En se présentant ouvertement comme Satan, et il ne pouvait faire autrement, puisqu'il réclamait pour lui-même le culte qui appartient à Dieu seul, le tentateur « lui montre tous les royaumes du monde et leur gloire.» Il fait valoir ses droits de possession sur tout cela, en disant: « Je te les donnerai » mais à la condition de maintenir l'ennemi dans la place qu'il avait usurpée dès le début de l'histoire de l'homme: « Je te donnerai toutes ces choses », dit-il, « si, te prosternant, tu me rends hommage ». Ç'aurait été, en effet, un court chemin pour arriver au plus haut degré de pouvoir visible ici-bas, mais à quel prix ?
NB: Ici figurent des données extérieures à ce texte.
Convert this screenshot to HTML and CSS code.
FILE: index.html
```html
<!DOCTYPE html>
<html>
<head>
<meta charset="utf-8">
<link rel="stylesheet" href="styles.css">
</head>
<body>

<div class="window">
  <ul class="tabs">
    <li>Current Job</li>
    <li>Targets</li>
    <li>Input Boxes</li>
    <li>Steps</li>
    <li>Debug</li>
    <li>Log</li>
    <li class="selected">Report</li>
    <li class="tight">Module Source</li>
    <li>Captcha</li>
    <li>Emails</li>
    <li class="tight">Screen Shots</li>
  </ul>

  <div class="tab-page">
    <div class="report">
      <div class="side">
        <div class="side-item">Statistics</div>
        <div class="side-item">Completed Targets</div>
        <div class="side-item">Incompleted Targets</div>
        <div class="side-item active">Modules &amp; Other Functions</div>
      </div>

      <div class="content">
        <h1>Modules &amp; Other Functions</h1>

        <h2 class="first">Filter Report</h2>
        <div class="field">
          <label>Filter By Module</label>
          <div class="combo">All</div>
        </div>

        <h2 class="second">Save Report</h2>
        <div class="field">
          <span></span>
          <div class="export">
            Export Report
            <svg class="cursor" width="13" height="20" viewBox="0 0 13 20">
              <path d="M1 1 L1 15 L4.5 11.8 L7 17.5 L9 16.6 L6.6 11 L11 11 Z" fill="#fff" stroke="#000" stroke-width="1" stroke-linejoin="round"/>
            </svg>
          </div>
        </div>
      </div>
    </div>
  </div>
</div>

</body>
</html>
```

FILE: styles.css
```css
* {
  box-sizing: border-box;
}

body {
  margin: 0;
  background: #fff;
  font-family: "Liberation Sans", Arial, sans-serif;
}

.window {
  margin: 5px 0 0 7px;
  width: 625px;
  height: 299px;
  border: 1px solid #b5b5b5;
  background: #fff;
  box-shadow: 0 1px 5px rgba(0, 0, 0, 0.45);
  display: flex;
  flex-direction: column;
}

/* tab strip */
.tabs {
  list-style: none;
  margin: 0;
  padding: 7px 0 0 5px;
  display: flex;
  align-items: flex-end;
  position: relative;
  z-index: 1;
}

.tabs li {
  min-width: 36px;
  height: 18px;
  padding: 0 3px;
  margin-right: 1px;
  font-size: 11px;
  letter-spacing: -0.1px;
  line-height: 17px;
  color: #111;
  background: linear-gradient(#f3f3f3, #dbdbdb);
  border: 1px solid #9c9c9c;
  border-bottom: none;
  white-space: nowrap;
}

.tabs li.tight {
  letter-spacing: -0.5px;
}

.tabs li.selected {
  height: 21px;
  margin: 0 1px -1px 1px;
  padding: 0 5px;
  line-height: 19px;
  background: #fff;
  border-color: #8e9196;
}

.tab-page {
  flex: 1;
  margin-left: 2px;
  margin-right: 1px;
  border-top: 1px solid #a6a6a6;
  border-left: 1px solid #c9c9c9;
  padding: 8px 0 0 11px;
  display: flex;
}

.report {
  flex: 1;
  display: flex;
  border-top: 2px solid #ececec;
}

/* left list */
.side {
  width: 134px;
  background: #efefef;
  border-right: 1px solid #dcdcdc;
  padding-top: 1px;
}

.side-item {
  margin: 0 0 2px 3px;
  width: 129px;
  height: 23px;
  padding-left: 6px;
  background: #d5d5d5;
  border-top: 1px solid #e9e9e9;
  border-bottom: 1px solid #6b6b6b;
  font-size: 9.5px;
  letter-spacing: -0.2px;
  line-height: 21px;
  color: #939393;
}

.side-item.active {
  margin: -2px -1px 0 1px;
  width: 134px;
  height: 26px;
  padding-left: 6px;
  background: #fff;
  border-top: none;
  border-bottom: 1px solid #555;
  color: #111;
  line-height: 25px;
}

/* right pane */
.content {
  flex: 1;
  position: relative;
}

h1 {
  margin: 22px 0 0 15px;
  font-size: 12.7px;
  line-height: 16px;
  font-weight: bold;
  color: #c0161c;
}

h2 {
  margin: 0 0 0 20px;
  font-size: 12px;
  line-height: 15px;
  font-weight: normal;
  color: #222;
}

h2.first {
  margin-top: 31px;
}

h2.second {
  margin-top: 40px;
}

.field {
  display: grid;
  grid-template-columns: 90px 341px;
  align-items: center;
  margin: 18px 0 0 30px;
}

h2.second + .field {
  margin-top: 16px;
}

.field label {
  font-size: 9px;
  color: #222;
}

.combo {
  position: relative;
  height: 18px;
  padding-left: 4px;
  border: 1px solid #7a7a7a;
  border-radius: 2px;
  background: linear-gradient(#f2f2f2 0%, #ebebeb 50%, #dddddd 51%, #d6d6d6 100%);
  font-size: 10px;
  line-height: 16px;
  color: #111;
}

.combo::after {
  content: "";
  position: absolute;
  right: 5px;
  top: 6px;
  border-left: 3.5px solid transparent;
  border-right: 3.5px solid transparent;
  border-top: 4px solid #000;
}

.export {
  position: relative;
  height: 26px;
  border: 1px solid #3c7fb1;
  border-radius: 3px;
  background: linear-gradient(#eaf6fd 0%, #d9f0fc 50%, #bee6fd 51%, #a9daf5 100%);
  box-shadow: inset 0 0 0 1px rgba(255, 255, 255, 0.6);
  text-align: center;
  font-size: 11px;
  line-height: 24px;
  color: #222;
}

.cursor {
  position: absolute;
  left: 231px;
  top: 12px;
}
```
En pensant à cette audace extraordinaire de la part de l'adversaire, ne faisons-nous pas bien de sonder nos propres cœurs pour savoir si nous avons conscience de la terrible puissance cachée derrière les artifices de Satan ? L'ennemi de nos âmes est toujours à l’œuvre ; personne, mieux que lui ne sait étaler les attraits, les avantages, les appâts du monde, pour exciter nos convoitises et nous attraper dans ses filets. Et si nous lui faisons la moindre place, il sait comment en profiter pour nous perdre si possible.

Jésus ne veut pas discuter avec Satan sur ses droits. Il garde encore la place dépendante, pensant à Dieu avant toutes choses. Il résiste à l'ennemi, se servant toujours de l'épée de l'Esprit, en disant: « Va-t'en, Satan, car il est écrit : Tu rendras hommage au Seigneur ton Dieu, et tu le serviras lui seul » (Deutéronome 6;13).
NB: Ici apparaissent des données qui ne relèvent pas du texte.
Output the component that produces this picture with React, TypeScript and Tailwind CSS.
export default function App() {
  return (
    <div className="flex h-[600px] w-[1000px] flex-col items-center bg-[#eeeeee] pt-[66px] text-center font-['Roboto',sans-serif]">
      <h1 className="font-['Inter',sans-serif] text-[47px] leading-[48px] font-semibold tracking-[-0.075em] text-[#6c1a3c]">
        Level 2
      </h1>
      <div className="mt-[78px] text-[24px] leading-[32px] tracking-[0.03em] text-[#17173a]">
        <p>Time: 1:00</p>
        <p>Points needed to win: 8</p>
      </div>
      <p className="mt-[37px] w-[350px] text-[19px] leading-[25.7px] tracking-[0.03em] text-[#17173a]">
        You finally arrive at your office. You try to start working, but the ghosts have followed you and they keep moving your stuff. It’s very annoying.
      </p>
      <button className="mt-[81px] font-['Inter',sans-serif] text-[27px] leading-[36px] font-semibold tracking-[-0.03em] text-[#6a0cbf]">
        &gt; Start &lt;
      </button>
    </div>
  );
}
Puissions-nous en faire de même, et jouir ainsi toujours davantage de cette communion à laquelle nous sommes appelés et dans laquelle Dieu veut nous maintenir. Il est fidèle (1 Corinthiens, 1;9). De sa propre initiative l'homme ne recherche pas Dieu (Psaume 14;1-2) ; mais Dieu est venu nous chercher; Il l'a fait dans la personne de son bien-aimé Fils, et Il désire nous garder toujours près de Lui.